The second most astonishing
thing about the failure of the Obama people to get this is that presidents
have understood these principles at least since FDR gave his fireside
chats. Moreover, ever since Michael Deaver and Ronald Reagan brought
Hollywood methods (and values) to the presidency, political pros have
not only understood these principles, but have mastered them to enormous
effect (and often enormously pernicious effect - a la Reagan, or Bush
with the bullhorn on the World Trade Center pile). How is it possible,
in 2009, that the Obama people don't know how to do the same?
I mean, picking the appropriate medium for the message you're trying
to convey is Presidential Communications 101.

Which brings us to the
first most astonishing aspect of this failure.

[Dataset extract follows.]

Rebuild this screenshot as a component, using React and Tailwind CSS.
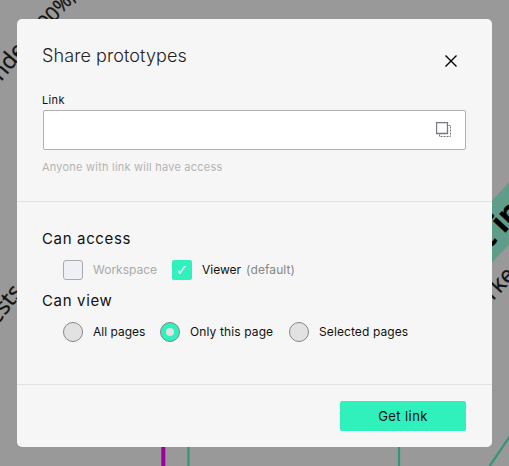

Are these really
the same people - including Obama himself - who brought this guy out
of nowhere and got him to the White House?!?! Are these really
the same folks who ran a strategically brilliant, highly disciplined
and nearly flawless campaign, one that no one saw coming, and one in
which a relative unknown whose national experience consisted of one
big speech and two years time in the Senate managed to topple a shoe-in
heir-apparent and vanquish a highly regarded war hero?!?! Really?

I don't even recognize
these people anymore. It's disappointing enough that their politics
are so dismal (why bother toppling Hillary, only to reprise Bill, who's
hardly any different than George?). But could they really be so
incompetent and anemic at the basics of governing as well?

Of course, the two questions
are not unrelated.

Indeed, it may well be
that the Obama administration is so weak at marketing precisely because
it realizes that a strong marketing campaign would instantly reveal
that they actually have almost nothing to sell.